Forged in Suffering: The Birth of Dystopian Imagination in Arabic Literature: Case Studies from Utopia, The Queue, and Utared
Keywords:
Arabic Distopian Literature, Comparative analysis, Utopia, The Queue, Otared.Abstract
This study examines the rise of dystopian imagination in modern Arabic literature through three novels: Utopia (Towfik, 2008), The Queue (Abdel Aziz, 2016), and Otared (Rabie, 2016). Using close textual analysis within a comparative literary framework, it identifies a three-part pattern of suffering, i.e., material deprivation (Utopia), temporal suspension (The Queue), and bodily collapse (Otared). Unlike Western dystopias that focus on technological speculation or ideological control, these works emphasize lived realities, making structural, bureaucratic, and physical suffering central to their aesthetic and political messages.

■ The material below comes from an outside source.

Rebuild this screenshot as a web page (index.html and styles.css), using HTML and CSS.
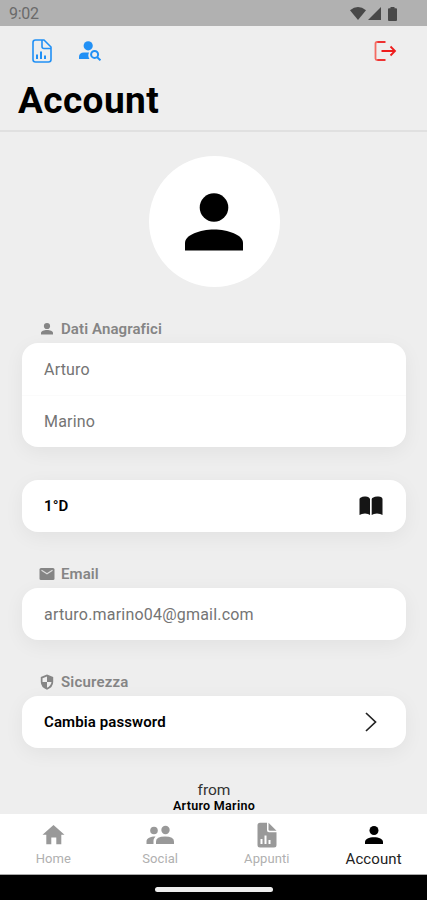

The novels act as testimonies, giving voice to marginalized experiences and transforming everyday suffering into ethical and narrative engagement. The study also suggests expanding the collection of Arabic dystopias, situating them within global and postcolonial debates, and incorporating them into world literature courses. By doing so, it examines how Arabic literature reconfigures the dystopian imagination through representations of human suffering, thereby contesting Eurocentric conceptions of the genre.